Web page code records:
'''

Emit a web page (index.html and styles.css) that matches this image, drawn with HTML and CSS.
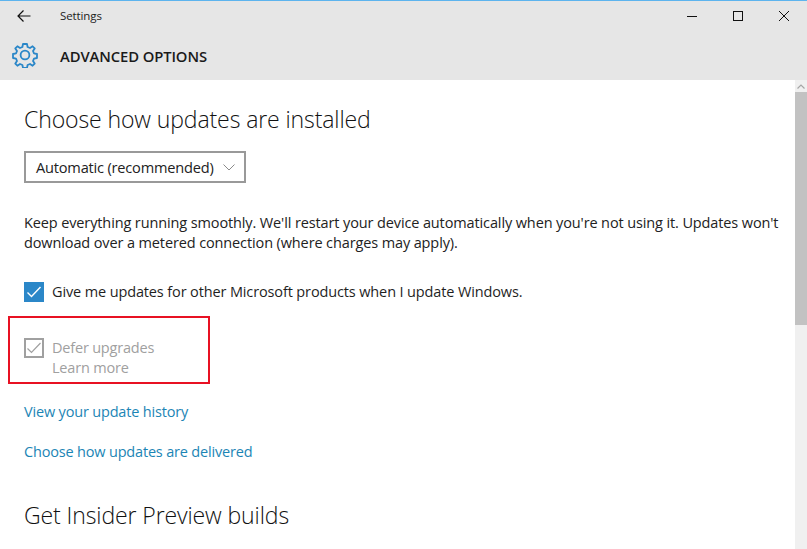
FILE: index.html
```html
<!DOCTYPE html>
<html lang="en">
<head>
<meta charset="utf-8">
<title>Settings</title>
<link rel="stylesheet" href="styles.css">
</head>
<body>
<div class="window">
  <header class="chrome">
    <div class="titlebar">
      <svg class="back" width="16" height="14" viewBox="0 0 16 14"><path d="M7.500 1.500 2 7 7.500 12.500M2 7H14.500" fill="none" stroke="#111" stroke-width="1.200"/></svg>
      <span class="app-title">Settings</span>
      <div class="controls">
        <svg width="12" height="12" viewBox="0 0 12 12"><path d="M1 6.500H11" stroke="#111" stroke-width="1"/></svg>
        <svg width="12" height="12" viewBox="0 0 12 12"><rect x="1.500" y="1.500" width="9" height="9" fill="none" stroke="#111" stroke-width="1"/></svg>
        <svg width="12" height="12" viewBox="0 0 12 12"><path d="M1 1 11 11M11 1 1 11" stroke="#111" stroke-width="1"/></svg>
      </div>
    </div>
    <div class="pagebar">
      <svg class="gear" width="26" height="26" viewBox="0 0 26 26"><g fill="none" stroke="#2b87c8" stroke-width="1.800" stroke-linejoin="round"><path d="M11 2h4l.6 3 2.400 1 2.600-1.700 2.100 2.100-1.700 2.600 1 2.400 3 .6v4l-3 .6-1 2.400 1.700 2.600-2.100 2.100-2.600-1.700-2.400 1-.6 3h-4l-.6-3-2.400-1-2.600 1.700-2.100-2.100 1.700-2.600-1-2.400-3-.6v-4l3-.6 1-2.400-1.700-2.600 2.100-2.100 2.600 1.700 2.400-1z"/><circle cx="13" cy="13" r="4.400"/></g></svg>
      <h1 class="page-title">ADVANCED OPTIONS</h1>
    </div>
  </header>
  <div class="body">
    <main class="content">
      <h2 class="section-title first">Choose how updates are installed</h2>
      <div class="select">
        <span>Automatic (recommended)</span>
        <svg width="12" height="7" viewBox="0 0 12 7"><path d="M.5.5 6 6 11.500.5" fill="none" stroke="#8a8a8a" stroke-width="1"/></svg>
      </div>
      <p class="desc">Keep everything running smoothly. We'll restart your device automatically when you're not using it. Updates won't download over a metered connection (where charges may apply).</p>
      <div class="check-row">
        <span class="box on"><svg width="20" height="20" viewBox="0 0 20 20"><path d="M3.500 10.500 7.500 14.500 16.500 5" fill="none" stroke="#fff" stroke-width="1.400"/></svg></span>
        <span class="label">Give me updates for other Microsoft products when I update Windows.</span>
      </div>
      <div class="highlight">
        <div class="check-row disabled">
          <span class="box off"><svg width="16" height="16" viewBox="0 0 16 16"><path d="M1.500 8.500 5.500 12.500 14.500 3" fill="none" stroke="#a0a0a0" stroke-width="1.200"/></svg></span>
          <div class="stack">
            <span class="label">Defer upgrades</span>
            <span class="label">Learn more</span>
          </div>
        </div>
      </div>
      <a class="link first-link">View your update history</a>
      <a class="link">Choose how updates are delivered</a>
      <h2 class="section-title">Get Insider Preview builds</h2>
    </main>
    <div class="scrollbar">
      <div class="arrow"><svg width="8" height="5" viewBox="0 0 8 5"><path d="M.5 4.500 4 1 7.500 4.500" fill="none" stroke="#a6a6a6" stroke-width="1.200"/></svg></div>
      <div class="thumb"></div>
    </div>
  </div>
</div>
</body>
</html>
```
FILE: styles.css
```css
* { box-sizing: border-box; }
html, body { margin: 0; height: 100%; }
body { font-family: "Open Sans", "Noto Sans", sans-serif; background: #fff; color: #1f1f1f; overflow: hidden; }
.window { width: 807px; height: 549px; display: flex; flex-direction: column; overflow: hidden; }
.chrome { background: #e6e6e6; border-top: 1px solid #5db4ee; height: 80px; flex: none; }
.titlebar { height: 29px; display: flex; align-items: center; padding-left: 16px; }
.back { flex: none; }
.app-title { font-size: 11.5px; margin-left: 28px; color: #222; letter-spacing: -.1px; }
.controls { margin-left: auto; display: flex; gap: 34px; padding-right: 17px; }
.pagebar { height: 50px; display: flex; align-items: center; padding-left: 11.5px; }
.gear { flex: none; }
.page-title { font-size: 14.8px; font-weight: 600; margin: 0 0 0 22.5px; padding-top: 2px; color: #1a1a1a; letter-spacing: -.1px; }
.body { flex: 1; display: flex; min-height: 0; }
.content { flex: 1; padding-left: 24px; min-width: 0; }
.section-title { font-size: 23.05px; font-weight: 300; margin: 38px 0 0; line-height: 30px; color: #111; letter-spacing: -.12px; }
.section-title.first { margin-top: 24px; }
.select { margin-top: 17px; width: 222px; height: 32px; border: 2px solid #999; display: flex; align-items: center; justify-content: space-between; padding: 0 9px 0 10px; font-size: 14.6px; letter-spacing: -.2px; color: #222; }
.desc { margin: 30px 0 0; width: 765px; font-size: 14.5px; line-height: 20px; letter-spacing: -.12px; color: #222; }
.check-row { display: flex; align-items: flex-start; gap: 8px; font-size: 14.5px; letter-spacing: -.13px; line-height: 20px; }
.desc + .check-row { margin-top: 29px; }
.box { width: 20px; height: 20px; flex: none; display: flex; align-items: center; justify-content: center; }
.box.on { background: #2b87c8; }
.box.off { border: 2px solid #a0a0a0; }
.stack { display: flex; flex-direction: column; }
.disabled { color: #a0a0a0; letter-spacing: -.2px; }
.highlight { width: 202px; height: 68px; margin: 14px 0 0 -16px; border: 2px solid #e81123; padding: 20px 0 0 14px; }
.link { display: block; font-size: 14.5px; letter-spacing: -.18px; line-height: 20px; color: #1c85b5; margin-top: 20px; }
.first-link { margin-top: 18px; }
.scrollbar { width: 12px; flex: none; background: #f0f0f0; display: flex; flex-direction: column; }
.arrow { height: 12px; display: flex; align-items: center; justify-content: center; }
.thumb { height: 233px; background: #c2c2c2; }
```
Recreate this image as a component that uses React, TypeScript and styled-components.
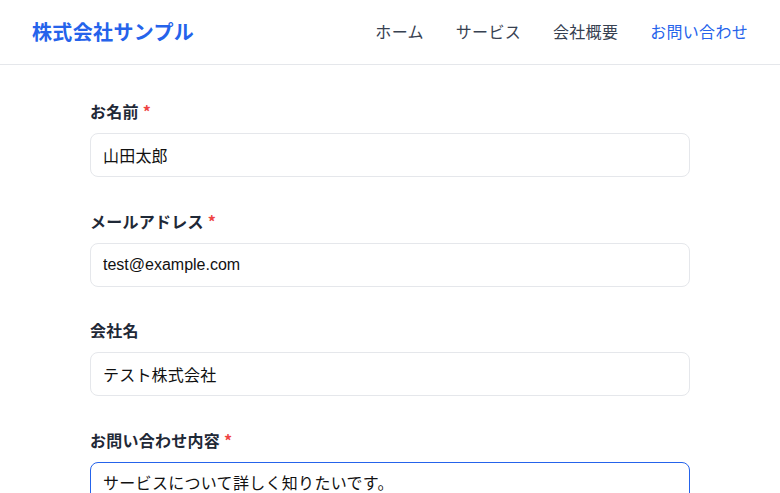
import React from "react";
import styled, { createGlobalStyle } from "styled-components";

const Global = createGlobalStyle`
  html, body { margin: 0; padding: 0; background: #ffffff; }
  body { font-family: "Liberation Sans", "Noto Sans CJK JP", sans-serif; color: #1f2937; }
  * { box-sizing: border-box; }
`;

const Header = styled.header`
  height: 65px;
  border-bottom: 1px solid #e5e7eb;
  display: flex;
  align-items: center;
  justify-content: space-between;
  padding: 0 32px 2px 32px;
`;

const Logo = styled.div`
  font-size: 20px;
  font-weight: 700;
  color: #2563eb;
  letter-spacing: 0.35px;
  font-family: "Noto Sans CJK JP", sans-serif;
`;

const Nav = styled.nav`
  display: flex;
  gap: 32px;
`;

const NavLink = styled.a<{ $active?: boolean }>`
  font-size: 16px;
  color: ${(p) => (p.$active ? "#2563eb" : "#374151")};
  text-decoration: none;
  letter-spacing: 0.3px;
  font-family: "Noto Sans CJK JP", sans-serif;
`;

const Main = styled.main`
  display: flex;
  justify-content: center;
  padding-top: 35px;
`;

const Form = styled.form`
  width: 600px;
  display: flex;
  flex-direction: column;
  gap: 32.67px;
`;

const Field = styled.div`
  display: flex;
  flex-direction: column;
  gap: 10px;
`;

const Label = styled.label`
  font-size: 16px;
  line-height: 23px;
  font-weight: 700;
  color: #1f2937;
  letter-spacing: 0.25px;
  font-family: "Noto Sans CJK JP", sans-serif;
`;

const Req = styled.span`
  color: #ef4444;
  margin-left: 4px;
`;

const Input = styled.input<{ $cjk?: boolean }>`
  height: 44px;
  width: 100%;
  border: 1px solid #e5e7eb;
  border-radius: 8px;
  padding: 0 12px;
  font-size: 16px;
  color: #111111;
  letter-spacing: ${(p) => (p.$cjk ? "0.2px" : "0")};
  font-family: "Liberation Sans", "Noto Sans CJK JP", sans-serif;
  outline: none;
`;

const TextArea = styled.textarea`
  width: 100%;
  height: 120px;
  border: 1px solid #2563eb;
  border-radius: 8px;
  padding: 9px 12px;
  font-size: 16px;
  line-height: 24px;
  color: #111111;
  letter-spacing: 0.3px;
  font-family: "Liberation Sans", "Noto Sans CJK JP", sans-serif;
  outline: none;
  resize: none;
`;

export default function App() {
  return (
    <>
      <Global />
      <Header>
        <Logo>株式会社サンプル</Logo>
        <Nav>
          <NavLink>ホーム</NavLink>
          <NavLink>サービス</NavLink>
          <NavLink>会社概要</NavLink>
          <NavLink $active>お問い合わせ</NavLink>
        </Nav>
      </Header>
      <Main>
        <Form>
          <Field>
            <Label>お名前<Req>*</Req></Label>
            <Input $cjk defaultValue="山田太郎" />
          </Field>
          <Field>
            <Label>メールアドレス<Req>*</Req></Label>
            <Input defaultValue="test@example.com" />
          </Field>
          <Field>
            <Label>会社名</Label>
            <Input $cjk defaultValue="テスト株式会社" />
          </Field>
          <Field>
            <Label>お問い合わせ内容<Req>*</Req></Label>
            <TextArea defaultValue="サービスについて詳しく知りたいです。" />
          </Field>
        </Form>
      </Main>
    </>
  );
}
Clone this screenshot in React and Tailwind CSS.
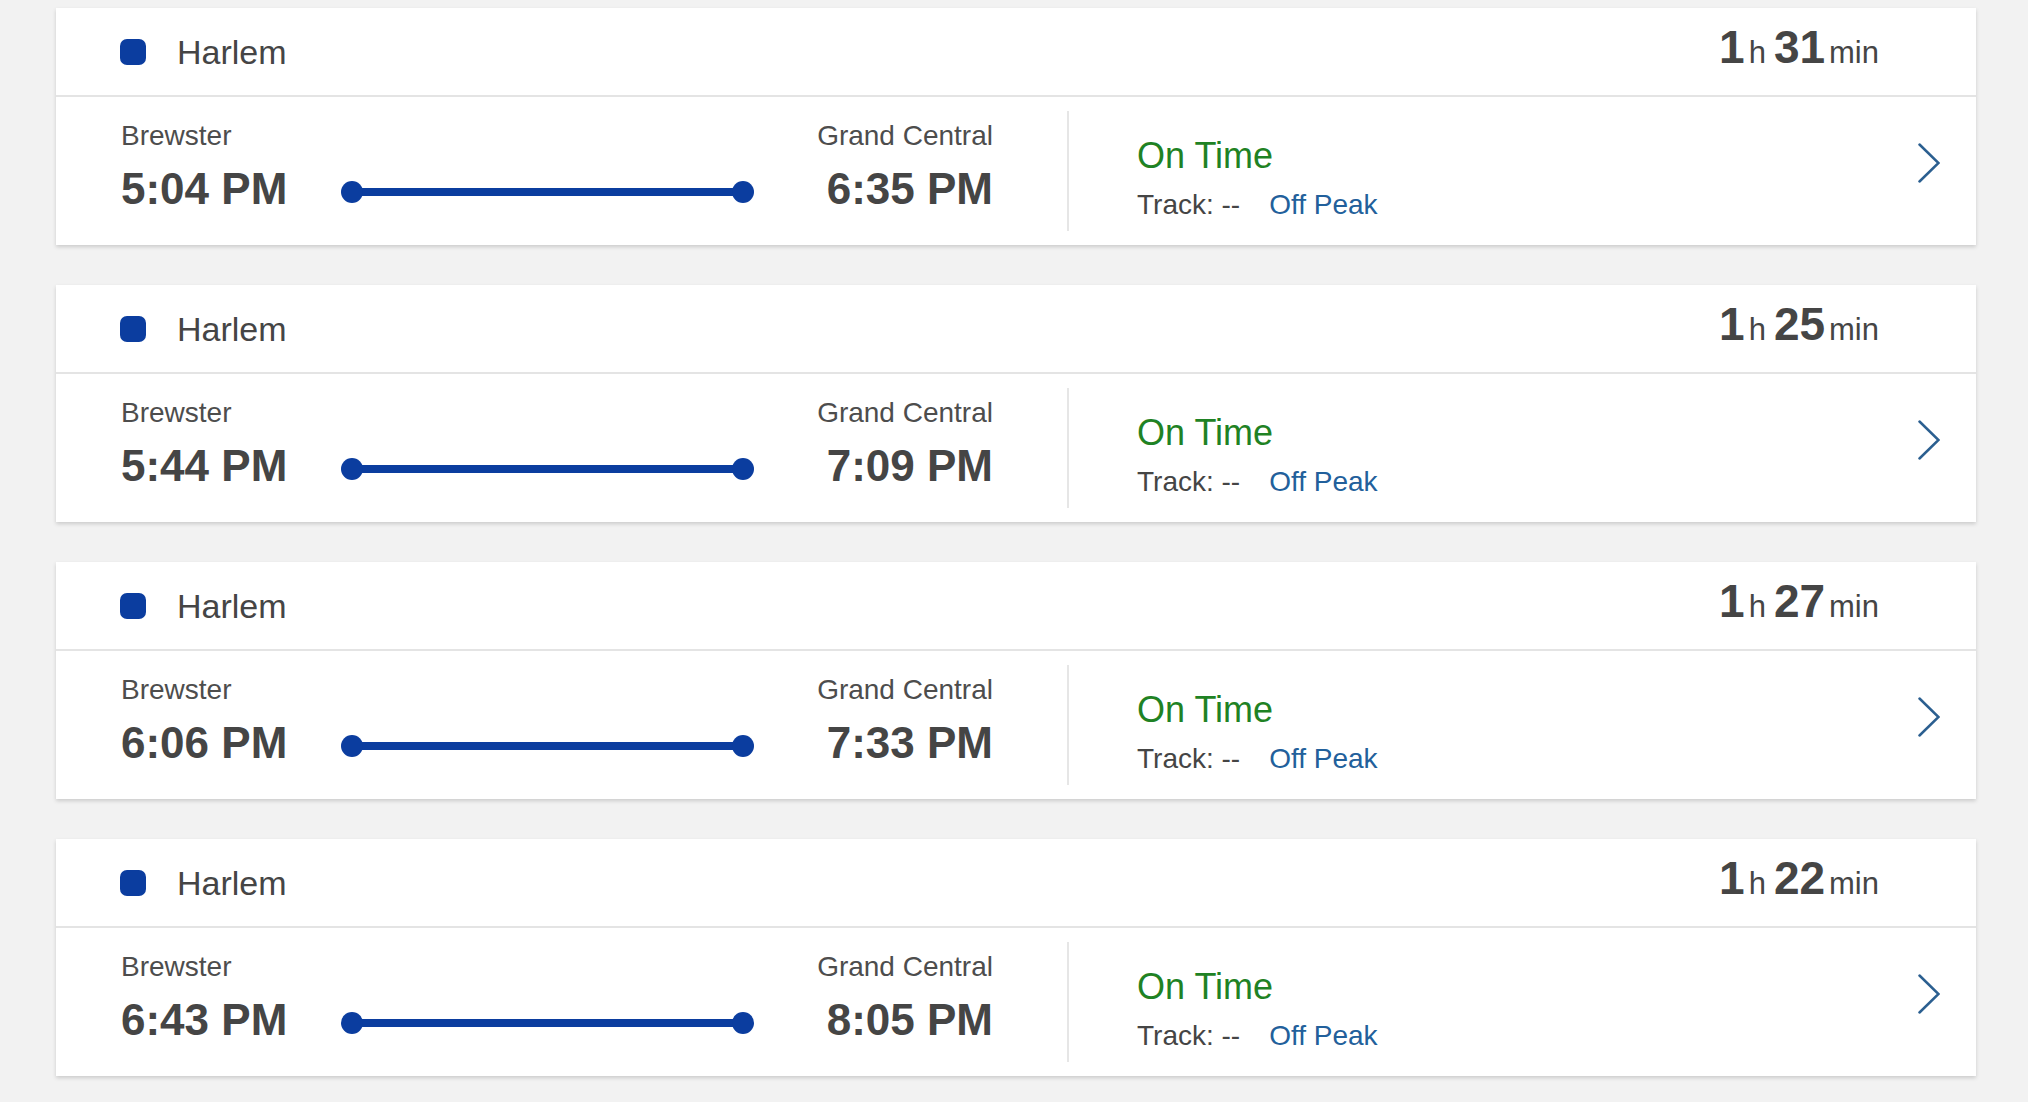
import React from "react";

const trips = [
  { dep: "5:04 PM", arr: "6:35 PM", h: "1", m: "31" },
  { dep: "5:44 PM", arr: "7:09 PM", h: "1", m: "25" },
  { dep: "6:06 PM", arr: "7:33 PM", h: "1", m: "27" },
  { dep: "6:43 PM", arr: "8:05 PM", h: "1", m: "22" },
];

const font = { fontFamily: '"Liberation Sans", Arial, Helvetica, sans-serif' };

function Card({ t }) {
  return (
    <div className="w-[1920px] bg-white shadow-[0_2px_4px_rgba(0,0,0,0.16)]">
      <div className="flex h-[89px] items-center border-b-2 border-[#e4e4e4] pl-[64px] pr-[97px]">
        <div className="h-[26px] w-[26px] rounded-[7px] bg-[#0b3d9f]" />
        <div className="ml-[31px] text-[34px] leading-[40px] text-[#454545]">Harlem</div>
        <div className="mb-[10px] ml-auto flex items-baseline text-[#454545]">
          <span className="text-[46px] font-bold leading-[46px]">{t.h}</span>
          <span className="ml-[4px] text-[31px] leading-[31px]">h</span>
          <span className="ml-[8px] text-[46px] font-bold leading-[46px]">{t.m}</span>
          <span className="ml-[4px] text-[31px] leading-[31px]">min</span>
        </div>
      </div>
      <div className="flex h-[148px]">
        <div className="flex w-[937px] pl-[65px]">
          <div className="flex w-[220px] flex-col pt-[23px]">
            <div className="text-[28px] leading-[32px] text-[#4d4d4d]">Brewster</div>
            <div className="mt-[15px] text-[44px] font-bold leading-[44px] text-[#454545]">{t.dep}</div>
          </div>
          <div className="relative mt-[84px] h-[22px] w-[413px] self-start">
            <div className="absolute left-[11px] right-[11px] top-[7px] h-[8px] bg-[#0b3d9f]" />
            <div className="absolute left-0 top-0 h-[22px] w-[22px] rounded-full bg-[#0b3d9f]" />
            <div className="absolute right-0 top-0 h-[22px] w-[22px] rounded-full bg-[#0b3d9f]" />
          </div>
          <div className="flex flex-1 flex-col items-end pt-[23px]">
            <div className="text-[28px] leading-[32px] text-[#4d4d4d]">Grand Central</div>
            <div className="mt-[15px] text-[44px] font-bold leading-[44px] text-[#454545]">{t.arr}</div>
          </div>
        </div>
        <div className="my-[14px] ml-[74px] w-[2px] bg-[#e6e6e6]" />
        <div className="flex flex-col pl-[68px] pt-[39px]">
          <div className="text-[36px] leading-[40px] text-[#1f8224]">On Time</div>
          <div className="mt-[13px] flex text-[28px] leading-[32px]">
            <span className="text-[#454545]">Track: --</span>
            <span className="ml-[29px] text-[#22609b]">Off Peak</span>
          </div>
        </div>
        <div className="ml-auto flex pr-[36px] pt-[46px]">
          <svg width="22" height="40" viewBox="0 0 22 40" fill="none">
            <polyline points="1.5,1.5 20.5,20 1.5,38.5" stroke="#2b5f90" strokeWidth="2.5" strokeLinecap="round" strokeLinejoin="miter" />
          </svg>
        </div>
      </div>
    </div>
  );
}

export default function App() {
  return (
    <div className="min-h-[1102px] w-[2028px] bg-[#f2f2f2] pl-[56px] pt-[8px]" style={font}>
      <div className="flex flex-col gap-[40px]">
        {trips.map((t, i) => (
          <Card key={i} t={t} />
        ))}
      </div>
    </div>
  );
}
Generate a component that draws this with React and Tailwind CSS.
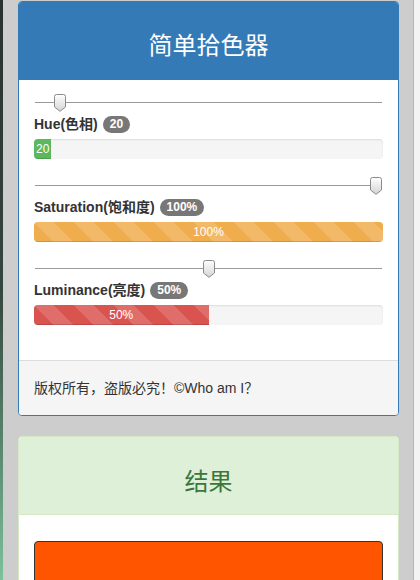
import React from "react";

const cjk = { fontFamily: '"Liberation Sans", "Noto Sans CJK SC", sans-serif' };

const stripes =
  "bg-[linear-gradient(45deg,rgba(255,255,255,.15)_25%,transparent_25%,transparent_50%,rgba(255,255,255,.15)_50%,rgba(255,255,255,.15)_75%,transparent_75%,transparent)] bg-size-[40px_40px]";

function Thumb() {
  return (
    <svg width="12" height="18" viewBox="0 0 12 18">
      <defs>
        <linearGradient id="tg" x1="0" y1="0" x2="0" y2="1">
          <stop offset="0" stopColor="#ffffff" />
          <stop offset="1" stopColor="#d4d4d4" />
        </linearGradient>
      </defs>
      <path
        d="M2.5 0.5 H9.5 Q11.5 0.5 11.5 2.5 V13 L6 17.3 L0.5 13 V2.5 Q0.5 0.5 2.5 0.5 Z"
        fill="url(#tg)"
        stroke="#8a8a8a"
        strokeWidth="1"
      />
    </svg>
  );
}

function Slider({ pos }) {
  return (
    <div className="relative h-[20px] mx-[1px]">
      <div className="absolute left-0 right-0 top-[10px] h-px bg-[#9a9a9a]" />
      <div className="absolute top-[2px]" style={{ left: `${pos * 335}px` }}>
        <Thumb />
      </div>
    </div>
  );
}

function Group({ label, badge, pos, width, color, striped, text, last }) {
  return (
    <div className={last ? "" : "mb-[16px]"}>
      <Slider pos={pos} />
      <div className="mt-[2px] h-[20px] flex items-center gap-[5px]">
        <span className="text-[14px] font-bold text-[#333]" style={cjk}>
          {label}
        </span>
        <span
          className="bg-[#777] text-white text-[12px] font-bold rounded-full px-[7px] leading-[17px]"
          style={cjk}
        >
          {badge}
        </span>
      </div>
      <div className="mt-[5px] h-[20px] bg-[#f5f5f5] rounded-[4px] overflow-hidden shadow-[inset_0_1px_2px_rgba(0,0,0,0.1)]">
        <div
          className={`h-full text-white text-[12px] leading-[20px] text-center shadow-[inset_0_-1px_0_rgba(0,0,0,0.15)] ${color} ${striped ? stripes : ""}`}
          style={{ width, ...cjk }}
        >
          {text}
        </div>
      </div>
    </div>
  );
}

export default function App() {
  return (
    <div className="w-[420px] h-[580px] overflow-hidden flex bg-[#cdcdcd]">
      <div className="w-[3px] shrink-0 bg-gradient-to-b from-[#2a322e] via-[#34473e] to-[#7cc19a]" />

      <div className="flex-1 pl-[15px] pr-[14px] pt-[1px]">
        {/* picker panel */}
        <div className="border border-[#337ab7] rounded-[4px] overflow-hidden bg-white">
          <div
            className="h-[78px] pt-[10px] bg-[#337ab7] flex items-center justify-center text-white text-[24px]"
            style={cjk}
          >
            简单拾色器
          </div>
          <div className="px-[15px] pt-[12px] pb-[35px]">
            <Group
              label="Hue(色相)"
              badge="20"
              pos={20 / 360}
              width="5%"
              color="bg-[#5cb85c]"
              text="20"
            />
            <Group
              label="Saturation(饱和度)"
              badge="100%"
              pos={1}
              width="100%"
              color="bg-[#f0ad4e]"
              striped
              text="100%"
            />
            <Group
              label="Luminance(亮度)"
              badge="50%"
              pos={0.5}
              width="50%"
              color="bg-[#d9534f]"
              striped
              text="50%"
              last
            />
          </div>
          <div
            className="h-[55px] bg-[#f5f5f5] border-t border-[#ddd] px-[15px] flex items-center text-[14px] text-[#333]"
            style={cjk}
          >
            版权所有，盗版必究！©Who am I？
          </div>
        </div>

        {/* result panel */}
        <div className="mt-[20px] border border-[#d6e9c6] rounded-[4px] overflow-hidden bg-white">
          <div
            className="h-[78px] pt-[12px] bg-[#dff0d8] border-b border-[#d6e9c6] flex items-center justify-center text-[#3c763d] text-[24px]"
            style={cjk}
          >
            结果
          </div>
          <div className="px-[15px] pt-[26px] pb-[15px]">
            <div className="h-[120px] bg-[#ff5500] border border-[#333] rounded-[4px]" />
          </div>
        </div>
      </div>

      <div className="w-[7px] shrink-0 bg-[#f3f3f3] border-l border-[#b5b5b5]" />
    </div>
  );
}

'''

#### [BRIEF]
Out of the records, collect only those lines that contain the string "Tailwind".

#### [OUTPUT OF THE TASK]
Clone this screenshot in React and Tailwind CSS.
Generate a component that draws this with React and Tailwind CSS.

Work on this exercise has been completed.